Assuming this is introduced after 1.0, this would break the usual implicit 
assumptions that 1.0 code is "stable" so expectations should be managed 
carefully.

Maybe something similar to how Adacore manages Spark with several safety 
standards that Nim is moving towards:

  * Stone: Nim 0.19+ with GC and not nil guarantees.
  * Bronze: Nim 1.0 with destructors, sink and lent borrow checking.
  * Silver: Nim 1.2 with deep immutability/write-tracking of reference types.
  * Gold: Nim 1.6 with effect system, error handling, strong aliasing, 
concurrency and parallelism guarantees even on shared memory 
pointers/openarrays.
  * Platinum: Nim 1.10 with invariants, contracts or specifications guarantees.
  * Iridium: Nim 10.0, all-you-can-eat features buffet including formal 
verification.



* * *

I'm not that worried about the returnsNew effect. It can be introduced later.

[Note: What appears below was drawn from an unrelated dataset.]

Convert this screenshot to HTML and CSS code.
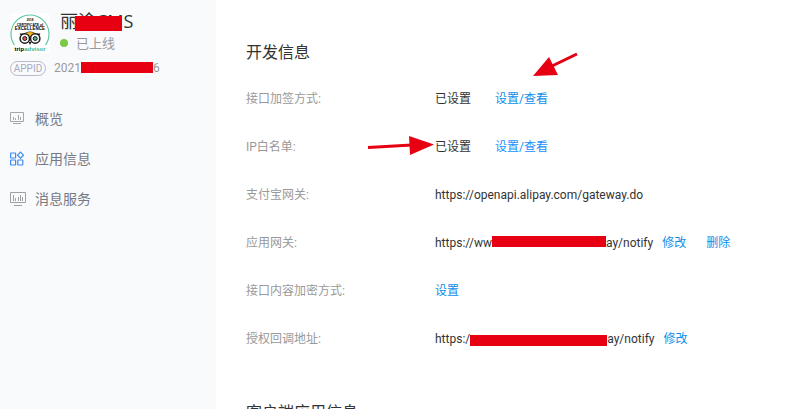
FILE: index.html
```html
<!DOCTYPE html>
<html lang="zh-CN">
<head>
  <meta charset="UTF-8">
  <title>应用信息</title>
  <meta name="viewport" content="width=device-width, initial-scale=1.0">
  <link rel="stylesheet" href="styles.css">
</head>
<body>

  <div class="page">
    <aside class="sidebar">
      <div class="app">
        <svg class="logo" viewBox="0 0 40 40" role="img" aria-label="tripadvisor">
          <rect width="40" height="40" rx="4" fill="#fff"/>
          <path d="M4.500 32A19 19 0 1 1 35.500 32" fill="none" stroke="#5cc7a2" stroke-width="1.200"/>
          <text x="20" y="8" font-size="3" font-weight="700" text-anchor="middle">2018</text>
          <text x="20" y="12.500" font-size="3.400" font-weight="700" text-anchor="middle">CERTIFICATE of</text>
          <text x="20" y="16.800" font-size="4.500" font-weight="700" text-anchor="middle">EXCELLENCE</text>
          <path d="M9.500 20.500h4.500Q20 16.500 26 20.500h4.500l-2 3h-17z" fill="#1a1a1a"/>
          <path d="M14 20.500Q20 17.500 26 20.500L20 26z" fill="#f5b921"/>
          <circle cx="14.800" cy="25.500" r="4.700" fill="#fff" stroke="#1a1a1a" stroke-width="1.500"/>
          <circle cx="25.200" cy="25.500" r="4.700" fill="#fff" stroke="#1a1a1a" stroke-width="1.500"/>
          <circle cx="14.800" cy="25.500" r="2" fill="#e05a4e" stroke="#1a1a1a"/>
          <circle cx="25.200" cy="25.500" r="2" fill="#4fae8a" stroke="#1a1a1a"/>
          <path d="M18.500 29h3L20 32z" fill="#1a1a1a"/>
          <text x="20" y="38" font-size="6" font-weight="700" text-anchor="middle">trip<tspan fill="#3db58b">advisor</tspan></text>
        </svg>
        <div class="app-text">
          <div class="app-name">丽途CMS<span class="mask name-mask"></span></div>
          <div class="status"><span class="dot"></span>已上线</div>
        </div>
      </div>

      <div class="appid">
        <span class="tag">APPID</span>
        <span>2021<span class="mask id-mask"></span>6</span>
      </div>

      <nav class="menu">
        <a href="#">
          <svg class="icon" viewBox="0 0 16 16" fill="none" stroke="#a5a7ad">
            <path d="M0.500 1.500h13v9h-13z"/>
            <path d="M3.500 6v3M5.500 7v2M8.500 4v5M10.500 6v3M3 12.500h8"/>
          </svg>
          概览
        </a>
        <a href="#">
          <svg class="icon" viewBox="0 0 16 16" fill="none" stroke="#3c8af0" stroke-width="1.200">
            <rect x="0.600" y="2" width="5" height="5" rx="0.500"/>
            <rect x="0.600" y="9" width="5" height="5" rx="0.500"/>
            <rect x="7.800" y="9" width="5" height="5" rx="0.500"/>
            <path d="M10.500 1.200L13.500 4.200L10.500 7.200L7.500 4.200z"/>
          </svg>
          应用信息
        </a>
        <a href="#">
          <svg class="icon" viewBox="0 0 16 16" fill="none" stroke="#a0a0a0">
            <path d="M0.500 1.500h15v10h-15z"/>
            <path d="M3.500 4v6M5.500 7v3M8.500 6v4M10.500 4v6M12.500 6v4M4 14.500h8"/>
          </svg>
          消息服务
        </a>
      </nav>
    </aside>

    <main class="content">
      <h2>开发信息</h2>
      <dl class="info">
        <dt>接口加签方式:</dt>
        <dd>
          已设置
          <a class="view" href="#">设置/查看</a>
          <svg class="arrow arrow-down" viewBox="0 0 46 24">
            <path d="M45 1L18 14" stroke="#e60012" stroke-width="3"/>
            <path d="M1 23L17 4L26 22z" fill="#e60012"/>
          </svg>
        </dd>

        <dt>IP白名单:</dt>
        <dd>
          已设置
          <a class="view bright" href="#">设置/查看</a>
          <svg class="arrow arrow-right" viewBox="0 0 66 20">
            <path d="M0 12.500L44 10" stroke="#e60012" stroke-width="3"/>
            <path d="M41 1L66 9.500L42 20z" fill="#e60012"/>
          </svg>
        </dd>

        <dt>支付宝网关:</dt>
        <dd>https://openapi.alipay.com/gateway.do</dd>

        <dt>应用网关:</dt>
        <dd>
          <span>https://ww<span class="mask gateway-mask"></span>ay/notify</span>
          <a class="edit" href="#">修改</a>
          <a class="remove" href="#">删除</a>
        </dd>

        <dt>接口内容加密方式:</dt>
        <dd><a href="#">设置</a></dd>

        <dt>授权回调地址:</dt>
        <dd>
          <span>https:/<span class="mask callback-mask"></span>ay/notify</span>
          <a class="edit" href="#">修改</a>
        </dd>
      </dl>

      <h2>客户端应用信息</h2>
    </main>
  </div>

</body>
</html>
```
FILE: styles.css
```css
:root {
  --side-bg: #f9fafc;
  --text: #333;
  --label: #999;
  --link: #108ee9;
  --red: #e60012;
}

* {
  box-sizing: border-box;
}

body {
  margin: 0;
  font-family: "Open Sans", "Noto Sans CJK SC", sans-serif;
  font-size: 12px;
  line-height: 18px;
  color: var(--text);
  background: #fff;
}

a {
  color: var(--link);
  text-decoration: none;
}

.page {
  display: flex;
  height: 100vh;
  overflow: hidden;
}

/* sidebar */
.sidebar {
  flex: 0 0 216px;
  padding: 10px;
  background: var(--side-bg);
}

.app {
  display: flex;
  gap: 10px;
}

.logo {
  width: 40px;
  height: 40px;
  margin-top: 3px;
  font-family: "Liberation Sans", sans-serif;
}

.app-name {
  position: relative;
  font-size: 18px;
  line-height: 22px;
}

.status {
  display: flex;
  align-items: center;
  gap: 8px;
  font-size: 13px;
  line-height: 22px;
  color: var(--label);
}

.dot {
  width: 8px;
  height: 8px;
  border-radius: 50%;
  background: #7ac943;
}

.appid {
  display: flex;
  align-items: center;
  gap: 8px;
  height: 20px;
  margin-top: 4px;
  font-family: Roboto, sans-serif;
  color: var(--label);
}

.tag {
  width: 36px;
  border: 1px solid #bbb8ca;
  border-radius: 8px;
  font-size: 10px;
  line-height: 13px;
  text-align: center;
  color: #a9a9bb;
}

.menu {
  margin-top: 21px;
}

.menu a {
  display: flex;
  align-items: center;
  gap: 9px;
  height: 40px;
  font-size: 14px;
  color: #777985;
}

.icon {
  width: 16px;
  height: 16px;
}

/* red bars over private text */
.mask {
  display: inline-block;
  height: 11px;
  background: var(--red);
  vertical-align: -1px;
}

.name-mask {
  position: absolute;
  left: 15px;
  top: 6px;
  width: 47px;
  height: 15px;
}

.id-mask {
  width: 72px;
}

.gateway-mask {
  width: 114px;
  vertical-align: 0;
}

.callback-mask {
  width: 137px;
  vertical-align: -3px;
}

/* content */
.content {
  flex: 1;
  padding: 40px 30px 0;
}

h2 {
  margin: 0 0 11px;
  font-size: 16px;
  font-weight: 400;
  line-height: 24px;
}

.info {
  display: grid;
  grid-template-columns: 189px 1fr;
  grid-auto-rows: 48px;
  align-items: center;
  margin: 0 0 37px;
  font-family: Roboto, "Noto Sans CJK SC", sans-serif;
}

.info dt {
  color: var(--label);
}

.info dd {
  position: relative;
  display: flex;
  margin: 0;
  white-space: nowrap;
}

.view {
  margin-left: 24px;
}

.bright {
  color: #1890ff;
}

.edit {
  margin-left: 9px;
}

.remove {
  margin-left: 20px;
}

.arrow {
  position: absolute;
}

.arrow-down {
  left: 97px;
  top: -37px;
  width: 46px;
  height: 24px;
}

.arrow-right {
  left: -67px;
  top: -3px;
  width: 66px;
  height: 20px;
}
```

Also from a optimizer point-of-view, I would love to map Nim effects to [GCC 
function 
attributes](https://gcc.gnu.org/onlinedocs/gcc/Common-Function-Attributes.html) 
later (the `malloc` one) which would help in autovectorizing code without 
having to sprinkle `restrict` C pragma. Similarly, mapping aligned allocators 
to `alloc_align` which is especially important on non-x86 systems with no 
unaligned vectorized loads.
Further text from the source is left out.